A trial judge awarded damages to Phyllis for her injuries as well as concluding that Servpro violated section 93A.  Vermont Mutual, the Poiriers’ liability insurer, paid the Mastons nearly $700,000 for their damages.  However, the insurer refused to pay approximately $250,000 in attorney’s fees and costs that the court awarded on account of its determination that Servpro violated section 93A. 

Vermont Mutual commenced an action seeking a determination that it had no obligation to pay the attorney’s fees and costs.  The trial court concluded that coverage for the attorney’s fees was owed as they qualified as “sums that the insured becomes legally obligated to pay as damages because of ‘bodily injury.’”

Vermont Mutual appealed and the dispute reached the Supreme Judicial Court of Massachusetts.  The state’s top court reversed. 

The court set out the dispute as one clearly involving the interpretation of policy language:

“There is no disagreement that the attorney’s fees are ‘sums that the [Poiriers became] legally obligated to pay.’  Likewise, there is no dispute that the attorney’s fees themselves are not ‘bodily injury,’ either under the definition in the policy or according to the plain meaning of the term. . . . The disagreement stems from the words connecting the two — whether the insureds were liable for the attorney’s fees “as damages because of” Phyllis’s bodily injury.” (emphasis in original).

To decide, the court turned to where you would expect: the text of section 93A, which outlaws “[u]nfair methods of competition and unfair or deceptive acts or practices in the conduct of any trade or commerce.”

The statute’s private right of action section provides that one establishing a violation shall “in addition to other relief provided for by this section and irrespective of the amount in controversy, be awarded reasonable attorney’s fees and costs incurred in connection with said action.”

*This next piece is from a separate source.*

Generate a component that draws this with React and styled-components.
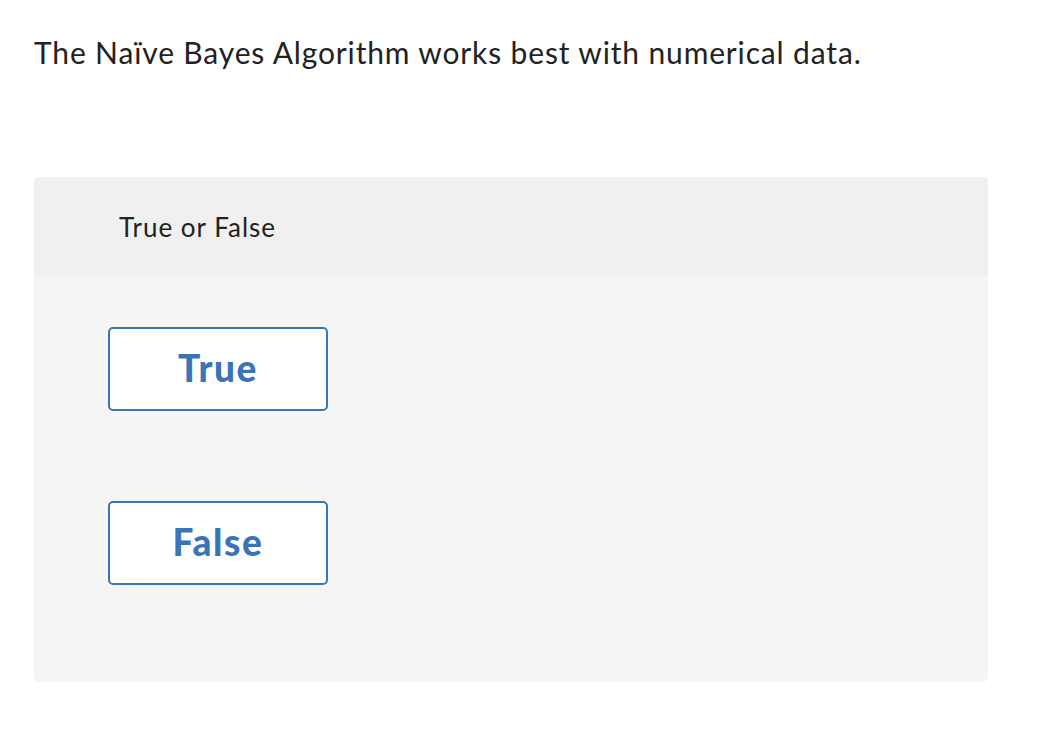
import React from 'react';
import styled, { createGlobalStyle } from 'styled-components';

const GlobalStyle = createGlobalStyle`
  body {
    margin: 0;
    background: #fff;
    font-family: "Lato", "Open Sans", sans-serif;
    color: #222;
  }
`;

const Page = styled.div`
  padding: 31px 34px 0 34px;
  width: 954px;
`;

const Question = styled.p`
  margin: 0;
  font-size: 30px;
  line-height: 42px;
  letter-spacing: 0.85px;
  color: #222;
`;

const Panel = styled.div`
  margin-top: 104px;
  background: #f5f5f5;
  border-radius: 5px;
  overflow: hidden;
  height: 505px;
`;

const Header = styled.div`
  height: 100px;
  background: #f0f0f0;
  display: flex;
  align-items: center;
  padding-left: 85px;
  font-size: 26px;
  letter-spacing: 1px;
  color: #222;
`;

const Options = styled.div`
  display: flex;
  flex-direction: column;
  gap: 90px;
  padding: 50px 0 0 74px;
`;

const Choice = styled.button`
  width: 220px;
  height: 84px;
  box-sizing: border-box;
  background: #fff;
  border: 2px solid #3b76b7;
  border-radius: 5px;
  color: #3a74b6;
  font-family: "Lato", sans-serif;
  font-weight: 900;
  font-size: 37px;
  letter-spacing: 1.6px;
  padding: 0 0 3px 0;
  cursor: pointer;
`;

export default function App() {
  return (
    <>
      <GlobalStyle />
      <Page>
        <Question>The Naïve Bayes Algorithm works best with numerical data.</Question>
        <Panel>
          <Header>True or False</Header>
          <Options>
            <Choice>True</Choice>
            <Choice>False</Choice>
          </Options>
        </Panel>
      </Page>
    </>
  );
}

Based on the aforementioned language of the statute, and other provisions, the court concluded that attorney’s fees are “a separate form of relief distinct from the award of damages.”  Applying this statutory conclusion to the policy language, the court held that coverage for the attorney’s fees awarded against the Poiriers was precluded:

“Consequently, even under G. L. c. 93A, damages and attorney’s fees for pursuing the c. 93A action are decoupled and treated differently.  They serve two different purposes — damages are to compensate for the injury, and awards of attorney’s fees are to deter misconduct and recognize the public benefit of bringing the misconduct to light. ***

“We therefore conclude that the insurance policy provision covering damages caused by bodily injury does not cover the award of attorney’s fees under G. L. c. 93A.  Damages and attorney’s fees are conceptually different, and are so recognized under that chapter. The insurance contract here only provides for the recovery of ‘damages.’  Therefore, attorney’s fees awarded pursuant to G. L. c. 93A are not recoverable as damages under the insurance contract.”

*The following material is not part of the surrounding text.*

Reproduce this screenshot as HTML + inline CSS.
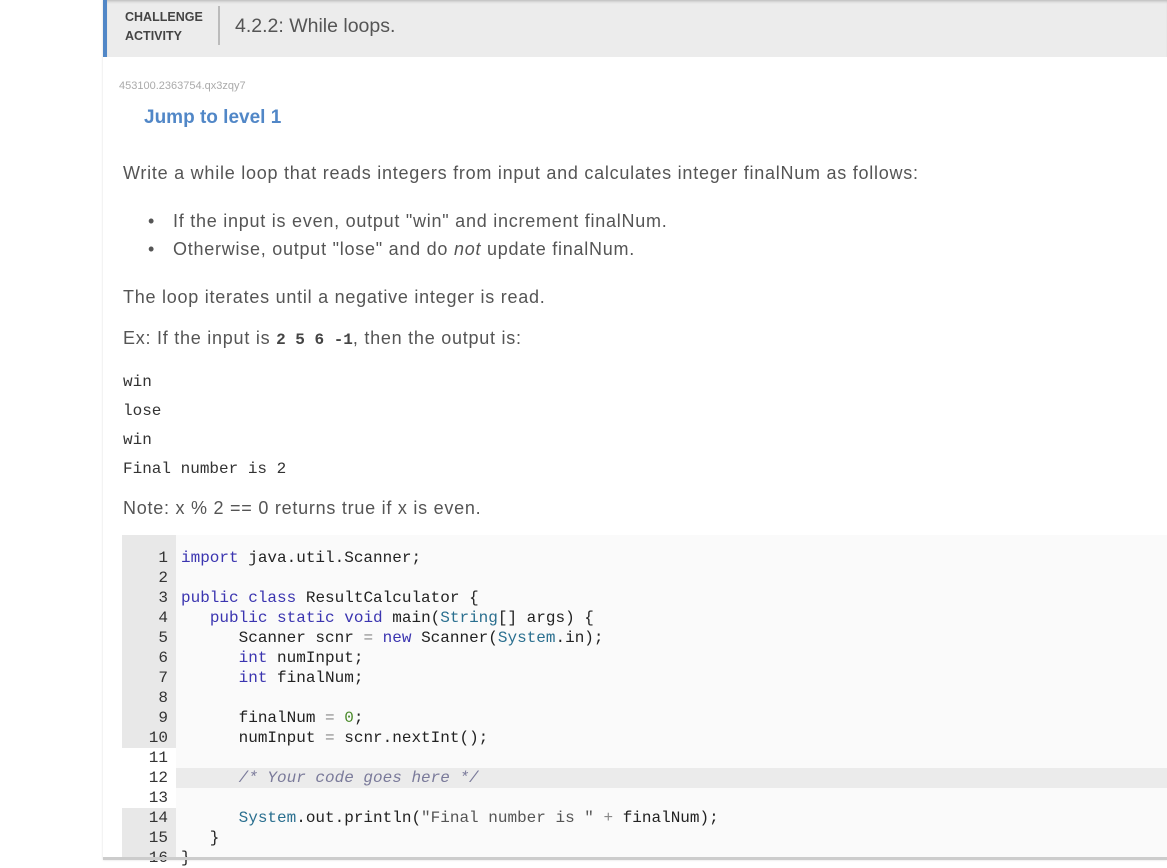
<!DOCTYPE html>
<html><head><meta charset="utf-8">
<style>
*{margin:0;padding:0;box-sizing:border-box}
body{width:1167px;height:860px;overflow:hidden;background:#fff;font-family:"Liberation Sans",sans-serif;color:#555;position:relative}
.panel{position:absolute;left:103px;top:0;width:1064px;height:860px;background:#fff;box-shadow:0 0 2px rgba(0,0,0,.15)}
.hdr{position:absolute;left:0;top:0;width:1064px;height:57px;background:#ececec;border-left:4px solid #5187c7;box-shadow:inset 0 3px 3px -2px rgba(0,0,0,.25)}
.ca{position:absolute;left:18px;top:8px;font-size:12.5px;font-weight:bold;color:#444;line-height:19px}
.sep{position:absolute;left:111px;top:6px;width:2px;height:39px;background:#bbb}
.ttl{position:absolute;left:128px;top:15px;font-size:19.5px;color:#555}
.t{position:absolute;font-size:18px;letter-spacing:0.75px;white-space:nowrap}
.mono{font-family:"Liberation Mono",monospace;letter-spacing:0}
.code{position:absolute;left:19px;top:535px;width:1045px;height:325px;background:#fafafa;font-family:"Liberation Mono",monospace;font-size:16px}
.gut{position:absolute;left:0;top:0;width:54px;height:325px;background:#e8e8e8}
.ln{position:absolute;left:0;width:46px;text-align:right;color:#333;height:20px;line-height:20px}
.cl{position:absolute;left:59px;height:20px;line-height:20px;white-space:pre;color:#222}
.k{color:#3b35b0}.s{color:#2a6f8f}.n{color:#4a8a2a}.c{color:#7a7a9a;font-style:italic}.op{color:#888}
.b{position:absolute;left:45px;font-size:18px}
</style></head><body>
<div class="panel">
<div class="hdr"><div class="ca">CHALLENGE<br>ACTIVITY</div><div class="sep"></div><div class="ttl">4.2.2: While loops.</div></div>
<div class="t" style="left:16px;top:80px;font-size:11px;letter-spacing:0;color:#aaa">453100.2363754.qx3zqy7</div>
<div class="t" style="left:41px;top:107px;font-size:19px;letter-spacing:0;font-weight:bold;color:#5187c7">Jump to level 1</div>
<div class="t" style="left:20px;top:163px">Write a while loop that reads integers from input and calculates integer finalNum as follows:</div>
<div class="b" style="top:211px">•</div>
<div class="t" style="left:70px;top:211px">If the input is even, output "win" and increment finalNum.</div>
<div class="b" style="top:239px">•</div>
<div class="t" style="left:70px;top:239px">Otherwise, output "lose" and do <i>not</i> update finalNum.</div>
<div class="t" style="left:20px;top:287px">The loop iterates until a negative integer is read.</div>
<div class="t" style="left:20px;top:328px">Ex: If the input is <b class="mono" style="font-size:16px;color:#444">2 5 6 -1</b>, then the output is:</div>
<div class="t mono" style="left:20px;top:368px;font-size:16px;line-height:29px;color:#333">win<br>lose<br>win<br>Final number is 2</div>
<div class="t" style="left:20px;top:498px">Note: x % 2 == 0 returns true if x is even.</div>
<div class="code">
<div class="gut"></div>
<div style="position:absolute;left:0;top:213px;width:54px;height:60px;background:#fff"></div>
<div style="position:absolute;left:54px;top:233px;width:991px;height:20px;background:#ebebeb"></div>
<div class="ln" style="top:13px">1</div><div class="ln" style="top:33px">2</div><div class="ln" style="top:53px">3</div><div class="ln" style="top:73px">4</div><div class="ln" style="top:93px">5</div><div class="ln" style="top:113px">6</div><div class="ln" style="top:133px">7</div><div class="ln" style="top:153px">8</div><div class="ln" style="top:173px">9</div><div class="ln" style="top:193px">10</div><div class="ln" style="top:213px">11</div><div class="ln" style="top:233px">12</div><div class="ln" style="top:253px">13</div><div class="ln" style="top:273px">14</div><div class="ln" style="top:293px">15</div><div class="ln" style="top:313px">16</div>
<div class="cl" style="top:13px"><span class="k">import</span> java.util.Scanner;</div>
<div class="cl" style="top:53px"><span class="k">public</span> <span class="k">class</span> ResultCalculator {</div>
<div class="cl" style="top:73px">   <span class="k">public</span> <span class="k">static</span> <span class="k">void</span> main(<span class="s">String</span>[] args) {</div>
<div class="cl" style="top:93px">      Scanner scnr <span class="op">=</span> <span class="k">new</span> Scanner(<span class="s">System</span>.in);</div>
<div class="cl" style="top:113px">      <span class="k">int</span> numInput;</div>
<div class="cl" style="top:133px">      <span class="k">int</span> finalNum;</div>
<div class="cl" style="top:173px">      finalNum <span class="op">=</span> <span class="n">0</span>;</div>
<div class="cl" style="top:193px">      numInput <span class="op">=</span> scnr.nextInt();</div>
<div class="cl" style="top:233px">      <span class="c">/* Your code goes here */</span></div>
<div class="cl" style="top:273px">      <span class="s">System</span>.out.println(<span style="color:#555">"Final number is "</span> <span class="op">+</span> finalNum);</div>
<div class="cl" style="top:293px">   }</div>
<div class="cl" style="top:313px">}</div>
</div>
<div style="position:absolute;left:0;top:857px;width:1064px;height:3px;background:#ccc"></div>
</div>
</body></html>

The court also rejected the Poiriers’s argument that coverage was owed because the Supplementary Payments section of the policy includes “[a]ll costs taxed against the insured.”  However, “costs,” the court concluded, do not include attorney’s fees as the policy language applies to “costs ‘taxed’ against the insured in the suit, conveying the narrower, technical meaning of court-related or nominal costs recoverable as a matter of course to prevailing parties, governed under Massachusetts law.”    

Interestingly, it was pointed out that a subsequent version of ISO’s standard commercial general liability policy amended the Supplementary Payments section to state that costs “do not include attorneys’ fees or attorneys’ expenses taxed against the insured.”  This, however, did not create coverage under a policy lacking such language.  “Absence of an express exclusion,” the court concluded “does not operate to create coverage, even if other policies contain an express exclusion.” 

It is not difficult to see Poirier becoming a go-to case for insurers seeking to preclude coverage for statutory-based attorney’s fees that its insured is ordered to pay to a prevailing party.  It will be especially useful if, as with section 93A, the statute treats damages and attorney’s fees differently.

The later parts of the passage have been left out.